APP SHOWDOWN: Google Apps vs. Office 365 vs. Zoho Docs

The battle for supremacy in online productivity suites is raging.

Now that Microsoft has launched Office 365, it is officially "game on" for online office productivity suites. Microsoft may enjoy a near-monopoly in the desktop office suite market, but online it faces established rivals in the form of Google Apps and Zoho Docs.

We evaluated these three productivity platforms to see how they compare. We examined the office tools themselves, along with their file storage, their consistency of formatting, how they work on mobile devices and in different Web browsers, and how much they cost.

All three platforms provide office basics such as word processing, spreadsheet, and presentation tools.
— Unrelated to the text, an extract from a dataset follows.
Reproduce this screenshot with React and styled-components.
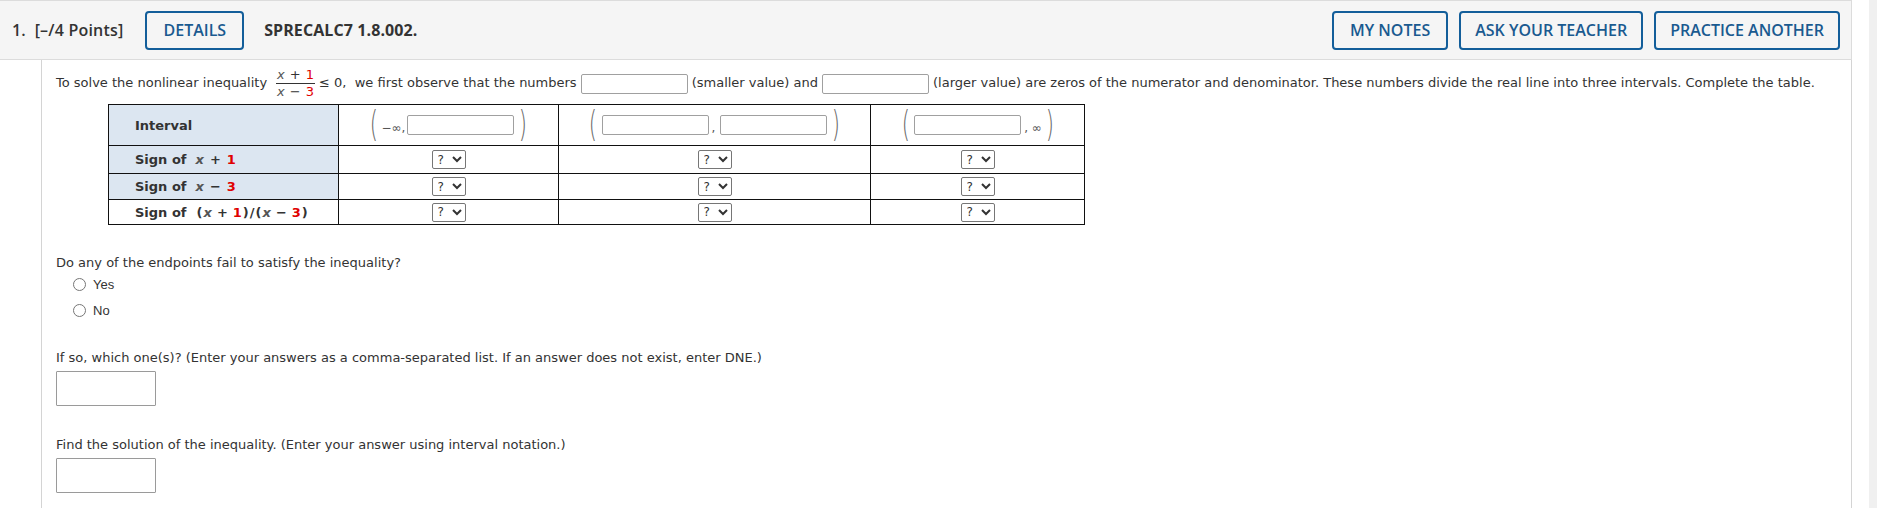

All three also have an email client, online file storage, real-time sharing and collaboration, and some measure of cross-platform availability.

As capable as these three offerings are, though, none of them can truly match the features and flexibility of a locally installed desktop office suite such as Microsoft Office 2010, or the open-source Libre Office. Desktop suites also have the advantage of being able to function without relying on Internet connectivity.

Ultimately, the choice of which suite is best is a subjective determination that involves other factors such as which mobile platform or Web browser you use. Based on our scoring, though, Office 365 is the best overall value, with Google Apps running a close second.

Office Applications

Applications are the primary factor in selecting any office productivity suite--online or not. If the word processor, spreadsheet, presentation, or other tools included in a suite don't meet your needs or expectations, comparing them becomes pointless.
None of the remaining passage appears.